Spare a thought for the forgotten campaigns

27/05/2014  -  1.54

Dr Peter Preston-Hough

2014 is a momentous year for military history. In November we commemorate 100 years since the start of the First World War. The BBC alone have already started over four years of programming which will ultimately result in over 3,500 hours broadcasting spanning radio, television and the internet.

Small news items reporting on the 70th anniversary of the battle for Monte Cassino in Italy appeared on 18th May. 6th June 2014 marks 70 years since the momentous events in Normandy when the Allies successfully invaded France on D-Day, thus beginning the process of ending the war in Europe. 17th September 2014 will mark 70 years since Operation MARKET GARDEN was launched in an attempt to drive the Allies into the German industrial Ruhr over bridges in Holland, before ending in ultimate failure in Arnhem. Both these events will receive their due recognition by the press and television, but it is likely that the 70th anniversary of events in the Far East will be overlooked.

February 2014 marked 70 years since British and Commonwealth troops held out against the Japanese at the Battle of the Admin Box in Western Burma, their subsequent victory marking the first time the Japanese had been beaten in the theatre. Between March and June 2014 marks 70 years since British and Commonwealth troops were surrounded firstly at Kohima and then on the Imphal Plain.

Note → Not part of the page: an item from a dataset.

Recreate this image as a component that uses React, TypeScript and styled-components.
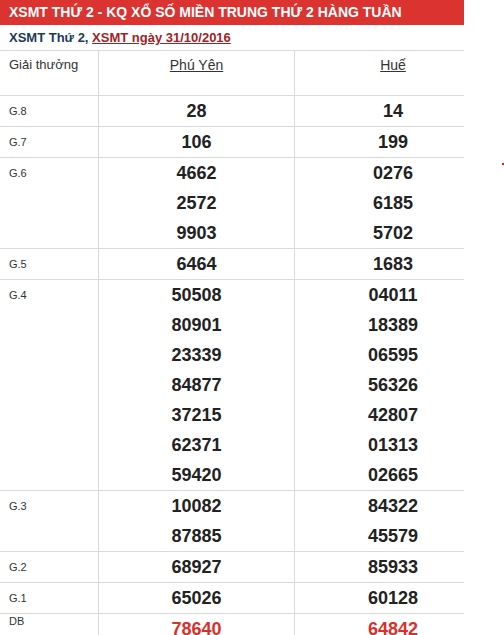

Both these battles resulted in victory for the defenders and proved decisive as the Japanese were forced to retreat and abandon their plans to invade India. Many of us did not see any news items or documentaries to commemorate the Admin Box and one feels it is unlikely that any of these events will be remembered whilst the media concentrate on the First World War or on matters in Normandy or Holland.

When Lord Louis Mountbatten took command of the forces in South East Asia in 1943, he famously told the Fourteenth Army, ‘You think you are the Forgotten Army, well nobody has even heard of you.’ Whilst certainly not taking anything at all from the campaigns in Europe, perhaps 70 years on from those events in the Far East far away from Britain, we should take a little time remembering suffering and achievements a long way from home. 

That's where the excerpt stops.